In September 2001, Dublin Core Metadata Element Set was approved by National Information Standard Organization as an American National Standard ANSI/NISO Z39.85. Besides that, Dublin Core 1.1 has been adopted by CEN/ISSS (European Committee for Standardization /Information Society Standardization System) as part of a CEN/ISS Workshop Agreement (CWA 13874)

The three features of Metadata identified by Vellucci as the new buzzwords in digital information organization: flexibility, interoperability, and extensibility are also reflected in DCMES:

Flexibility
It's a core set of simple elements that could be applied for general digital resources in many domains. All the elements are optional and repeatable. Although each DC element or qualifier would follow a simple structure, there is no formal syntax defined for DC itself. It only deploys W3C's RDF as its application module. The Metadata records could have as many descriptive elements as needed to ensure each entity within the digital collection could be uniquely identified.

Interoperability
There are great demands for embedding more than one Metadata element set in the resource repository. RDF allows a group of different metadata sets to be described by implementing registry within the application. Through registry, the structure and semantics of each Metadata set will be defined, and the way they are recorded and accessed will be described. It will enhance the interoperability of Metadata sets co-exist inside the application and improve the search and exchange ability.

Extensibility
The schema could be modified and extended by choosing part of DC elements set and adding new elements and qualifiers according to the specific requirement of the project within the framework, as long as the creators follow the DCMI Recommendations of schema. This encourages the extension of DCMES application in different domains.

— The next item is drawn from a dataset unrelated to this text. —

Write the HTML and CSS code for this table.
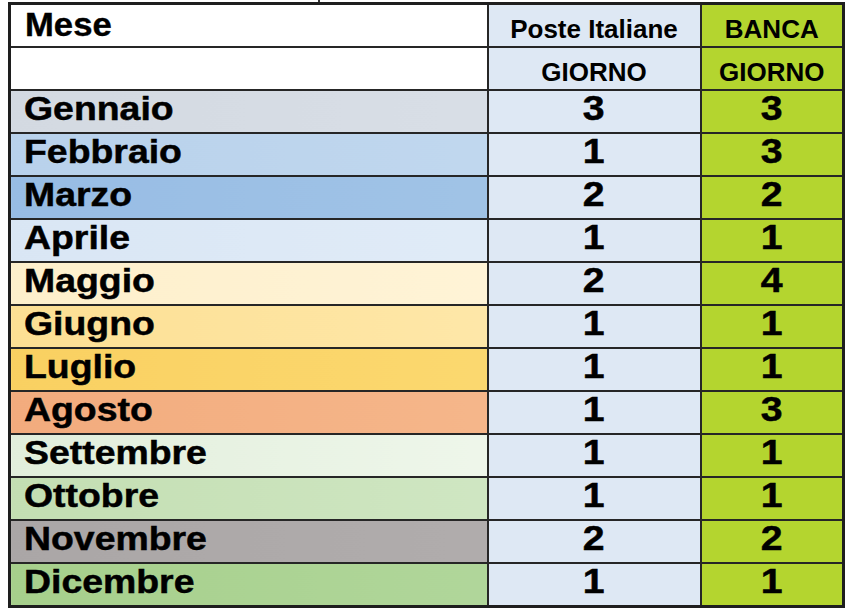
FILE: index.html
```html
<!DOCTYPE html>
<html lang="it">
<head>
<meta charset="utf-8">
<title>Mese - Poste Italiane - Banca</title>
<link rel="stylesheet" href="styles.css">
</head>
<body>
<div class="tick"></div>
<table class="cal">
  <colgroup>
    <col class="c-mese">
    <col class="c-poste">
    <col class="c-banca">
  </colgroup>
  <thead>
    <tr class="h1">
      <th class="mese-h"><span>Mese</span></th>
      <th class="poste head"><span>Poste Italiane</span></th>
      <th class="banca head"><span>BANCA</span></th>
    </tr>
    <tr class="h2">
      <th class="mese-h"></th>
      <th class="poste head"><span>GIORNO</span></th>
      <th class="banca head"><span>GIORNO</span></th>
    </tr>
  </thead>
  <tbody>
    <tr><td class="month gen"><span>Gennaio</span></td><td class="poste num"><span>3</span></td><td class="banca num"><span>3</span></td></tr>
    <tr><td class="month feb"><span>Febbraio</span></td><td class="poste num"><span>1</span></td><td class="banca num"><span>3</span></td></tr>
    <tr><td class="month mar"><span>Marzo</span></td><td class="poste num"><span>2</span></td><td class="banca num"><span>2</span></td></tr>
    <tr><td class="month apr"><span>Aprile</span></td><td class="poste num"><span>1</span></td><td class="banca num"><span>1</span></td></tr>
    <tr><td class="month mag"><span>Maggio</span></td><td class="poste num"><span>2</span></td><td class="banca num"><span>4</span></td></tr>
    <tr><td class="month giu"><span>Giugno</span></td><td class="poste num"><span>1</span></td><td class="banca num"><span>1</span></td></tr>
    <tr><td class="month lug"><span>Luglio</span></td><td class="poste num"><span>1</span></td><td class="banca num"><span>1</span></td></tr>
    <tr><td class="month ago"><span>Agosto</span></td><td class="poste num"><span>1</span></td><td class="banca num"><span>3</span></td></tr>
    <tr><td class="month set"><span>Settembre</span></td><td class="poste num"><span>1</span></td><td class="banca num"><span>1</span></td></tr>
    <tr><td class="month ott"><span>Ottobre</span></td><td class="poste num"><span>1</span></td><td class="banca num"><span>1</span></td></tr>
    <tr><td class="month nov"><span>Novembre</span></td><td class="poste num"><span>2</span></td><td class="banca num"><span>2</span></td></tr>
    <tr><td class="month dic"><span>Dicembre</span></td><td class="poste num"><span>1</span></td><td class="banca num"><span>1</span></td></tr>
  </tbody>
</table>
</body>
</html>
```

FILE: styles.css
```css
html, body {
  margin: 0;
  padding: 0;
  background: #ffffff;
}

body {
  font-family: "Liberation Sans", Arial, Helvetica, sans-serif;
  color: #000;
}

.tick {
  width: 2px;
  height: 2px;
  margin-left: 318px;
  background: #333;
}

.cal {
  margin-left: 8px;
  width: 834px;
  border-collapse: collapse;
  table-layout: fixed;
  border: 3px solid #1e1e1e;
}

.c-mese { width: 478px; }
.c-poste { width: 213px; }
.c-banca { width: 143px; }

.cal th,
.cal td {
  border: 2px solid #262626;
  padding: 0;
  height: 41px;
  line-height: 40px;
  vertical-align: middle;
  white-space: nowrap;
}

.cal span {
  display: inline-block;
  line-height: 40px;
}

.mese-h {
  background: #fff;
  text-align: left;
  font-weight: bold;
  font-size: 33px;
  padding-left: 14px !important;
}

.mese-h span {
  transform: translateY(-1px) scaleX(1.05);
  transform-origin: left center;
  -webkit-text-stroke: 0.4px #000;
}

.head {
  font-size: 26px;
  font-weight: bold;
  text-align: center;
}

.head span {
  transform: translateY(3px);
}

.poste { background: #dee8f4; }
.banca { background: #b4d52f; }

.month {
  font-size: 34px;
  font-weight: bold;
  text-align: left;
  padding-left: 13px !important;
}

.month span {
  transform: translateY(-4px) scaleX(1.1);
  transform-origin: left center;
  -webkit-text-stroke: 0.5px #000;
}

.num {
  font-size: 35px;
  font-weight: bold;
  text-align: center;
}

.num span {
  transform: translateY(-4px) scaleX(1.12);
  transform-origin: center center;
  -webkit-text-stroke: 0.5px #000;
}

.gen { background: linear-gradient(90deg, #d3d9e1, #d8dee6); }
.feb { background: linear-gradient(90deg, #b8d1eb, #c0d7ee); }
.mar { background: linear-gradient(90deg, #97bce4, #a0c3e6); }
.apr { background: linear-gradient(90deg, #d9e6f4, #e0ebf7); }
.mag { background: linear-gradient(90deg, #fdefcb, #fff3d6); }
.giu { background: linear-gradient(90deg, #fcdf93, #fee7a8); }
.lug { background: linear-gradient(90deg, #f9d061, #fbd86f); }
.ago { background: linear-gradient(90deg, #f2ab7d, #f5b68a); }
.set { background: linear-gradient(90deg, #e1eedb, #eef6ea); }
.ott { background: linear-gradient(90deg, #c3deb2, #cfe6c2); }
.nov { background: linear-gradient(90deg, #aaa6a6, #b0acac); }
.dic { background: linear-gradient(90deg, #a6cf8b, #b0d69a); }
```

The DCMI Website maintains a comprehensive list of Dublin Core projects around the world, and there are several DCMI work group are studying the particular DC schema for different domains, such as Education, Government, Libraries Working Group and several Special Interest Groups. This also could improve the awareness of DC in most disciplines, prevent duplication by individual project, and enhance interoperability of different applications under DC schema.

Mainly the DCMES focuses on the description of digital resources. Because of its simplicity, it pays little attention on the resource's intellectual property or access rights management. Although the simplicity could enhance interoperability, it does not accommodate the semantic and functional richness supported by complex information retrieval standard (Z39.85). Combination of richer metadata schemes with Dublin Core is recommended by NISO, including mapping those richer metadata schemes to Dublin Core for export or for cross-system searching.